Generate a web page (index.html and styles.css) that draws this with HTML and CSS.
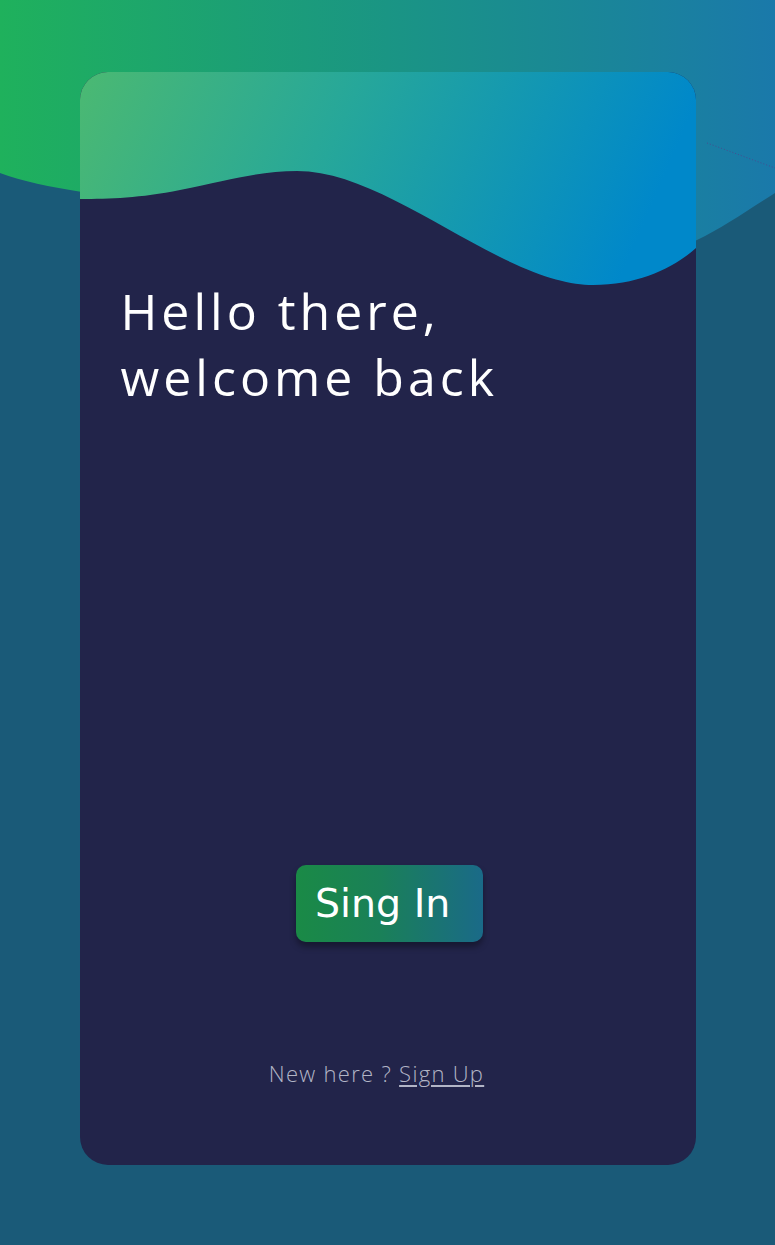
FILE: index.html
```html
<!DOCTYPE html>
<html lang="en">
<head>
<meta charset="utf-8">
<title>Sign in</title>
<link rel="stylesheet" href="styles.css">
</head>
<body>
<svg class="bg-wave" width="775" height="260" viewBox="0 0 775 260" aria-hidden="true">
  <defs>
    <linearGradient id="bgGrad" x1="0" y1="0" x2="1" y2="0">
      <stop offset="0" stop-color="#1fb15c"/>
      <stop offset="0.5" stop-color="#1a9584"/>
      <stop offset="1" stop-color="#1a79aa"/>
    </linearGradient>
  </defs>
  <path d="M0 0 H775 V193 C745 212 722 228 697 240 C600 290 300 220 82 192 C50 187 22 181 0 173 Z" fill="url(#bgGrad)"/>
  <line x1="707" y1="143" x2="775" y2="168" stroke="#5a3a8a" stroke-width="1" stroke-dasharray="1 2" opacity="0.7"/>
</svg>
<main class="card">
  <svg class="card-wave" width="616" height="220" viewBox="0 0 616 220" aria-hidden="true">
    <defs>
      <linearGradient id="cardGrad" x1="0" y1="0" x2="1" y2="0.15">
        <stop offset="0" stop-color="#4bb972"/>
        <stop offset="0.45" stop-color="#26a79a"/>
        <stop offset="1" stop-color="#0088ca"/>
      </linearGradient>
    </defs>
    <path d="M0 127 C30 127 60 126 100 118 C150 108 180 99 217 99 C280 99 350 150 420 185 C460 205 490 213 513 213 C560 213 595 195 616 176 V0 H0 Z" fill="url(#cardGrad)"/>
  </svg>
  <h1 class="title">Hello there,<br>welcome back</h1>
  <button class="signin" type="button">Sing In</button>
  <p class="footer">New here ? <a class="signup" href="#">Sign Up</a></p>
</main>
</body>
</html>
```
FILE: styles.css
```css
html, body {
  margin: 0;
  padding: 0;
}
body {
  background: #1a5a78;
  width: 775px;
  height: 1245px;
  position: relative;
  overflow: hidden;
}
.bg-wave {
  position: absolute;
  left: 0;
  top: 0;
  display: block;
}
.card {
  position: relative;
  z-index: 1;
  box-sizing: border-box;
  width: 616px;
  height: 1093px;
  margin: 72px auto 0;
  background: #22244a;
  border-radius: 28px;
  overflow: hidden;
  padding-top: 206px;
  display: flex;
  flex-direction: column;
  align-items: center;
}
.card-wave {
  position: absolute;
  left: 0;
  top: 0;
  display: block;
}
.title {
  position: relative;
  align-self: stretch;
  margin: 0;
  padding-left: 41px;
  font-family: "Open Sans", "DejaVu Sans", sans-serif;
  font-weight: 400;
  font-size: 50px;
  line-height: 66px;
  letter-spacing: 4px;
  color: #ffffff;
}
.signin {
  margin: 455px 0 0 4px;
  width: 187px;
  height: 77px;
  border: none;
  border-radius: 10px;
  background: linear-gradient(90deg, #1a8a46 0%, #1a8058 45%, #1a6a88 100%);
  color: #ffffff;
  font-family: "DejaVu Sans", sans-serif;
  font-size: 39.5px;
  box-shadow: 0 5px 6px rgba(0, 0, 0, 0.35);
  display: flex;
  align-items: center;
  justify-content: flex-start;
  padding: 0 0 2px 19px;
}
.footer {
  margin: 116px 0 0;
  padding-right: 22px;
  font-family: "Open Sans", "DejaVu Sans", sans-serif;
  font-weight: 300;
  font-size: 22px;
  line-height: 30px;
  letter-spacing: 1.3px;
  color: #b2b5c6;
}
.signup {
  color: #b2b5c6;
  text-decoration: underline;
  text-underline-offset: 3px;
}
```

★ ★ ★ ★ ★ ★ ★

What to do: Keep the pictures out of the copy and write out the data exactly as it stands.

Response for this exercise:
Generate a web page (index.html and styles.css) that draws this with HTML and CSS.
FILE: index.html
```html
<!DOCTYPE html>
<html lang="en">
<head>
<meta charset="utf-8">
<title>Sign in</title>
<link rel="stylesheet" href="styles.css">
</head>
<body>
<svg class="bg-wave" width="775" height="260" viewBox="0 0 775 260" aria-hidden="true">
  <defs>
    <linearGradient id="bgGrad" x1="0" y1="0" x2="1" y2="0">
      <stop offset="0" stop-color="#1fb15c"/>
      <stop offset="0.5" stop-color="#1a9584"/>
      <stop offset="1" stop-color="#1a79aa"/>
    </linearGradient>
  </defs>
  <path d="M0 0 H775 V193 C745 212 722 228 697 240 C600 290 300 220 82 192 C50 187 22 181 0 173 Z" fill="url(#bgGrad)"/>
  <line x1="707" y1="143" x2="775" y2="168" stroke="#5a3a8a" stroke-width="1" stroke-dasharray="1 2" opacity="0.7"/>
</svg>
<main class="card">
  <svg class="card-wave" width="616" height="220" viewBox="0 0 616 220" aria-hidden="true">
    <defs>
      <linearGradient id="cardGrad" x1="0" y1="0" x2="1" y2="0.15">
        <stop offset="0" stop-color="#4bb972"/>
        <stop offset="0.45" stop-color="#26a79a"/>
        <stop offset="1" stop-color="#0088ca"/>
      </linearGradient>
    </defs>
    <path d="M0 127 C30 127 60 126 100 118 C150 108 180 99 217 99 C280 99 350 150 420 185 C460 205 490 213 513 213 C560 213 595 195 616 176 V0 H0 Z" fill="url(#cardGrad)"/>
  </svg>
  <h1 class="title">Hello there,<br>welcome back</h1>
  <button class="signin" type="button">Sing In</button>
  <p class="footer">New here ? <a class="signup" href="#">Sign Up</a></p>
</main>
</body>
</html>
```
FILE: styles.css
```css
html, body {
  margin: 0;
  padding: 0;
}
body {
  background: #1a5a78;
  width: 775px;
  height: 1245px;
  position: relative;
  overflow: hidden;
}
.bg-wave {
  position: absolute;
  left: 0;
  top: 0;
  display: block;
}
.card {
  position: relative;
  z-index: 1;
  box-sizing: border-box;
  width: 616px;
  height: 1093px;
  margin: 72px auto 0;
  background: #22244a;
  border-radius: 28px;
  overflow: hidden;
  padding-top: 206px;
  display: flex;
  flex-direction: column;
  align-items: center;
}
.card-wave {
  position: absolute;
  left: 0;
  top: 0;
  display: block;
}
.title {
  position: relative;
  align-self: stretch;
  margin: 0;
  padding-left: 41px;
  font-family: "Open Sans", "DejaVu Sans", sans-serif;
  font-weight: 400;
  font-size: 50px;
  line-height: 66px;
  letter-spacing: 4px;
  color: #ffffff;
}
.signin {
  margin: 455px 0 0 4px;
  width: 187px;
  height: 77px;
  border: none;
  border-radius: 10px;
  background: linear-gradient(90deg, #1a8a46 0%, #1a8058 45%, #1a6a88 100%);
  color: #ffffff;
  font-family: "DejaVu Sans", sans-serif;
  font-size: 39.5px;
  box-shadow: 0 5px 6px rgba(0, 0, 0, 0.35);
  display: flex;
  align-items: center;
  justify-content: flex-start;
  padding: 0 0 2px 19px;
}
.footer {
  margin: 116px 0 0;
  padding-right: 22px;
  font-family: "Open Sans", "DejaVu Sans", sans-serif;
  font-weight: 300;
  font-size: 22px;
  line-height: 30px;
  letter-spacing: 1.3px;
  color: #b2b5c6;
}
.signup {
  color: #b2b5c6;
  text-decoration: underline;
  text-underline-offset: 3px;
}
```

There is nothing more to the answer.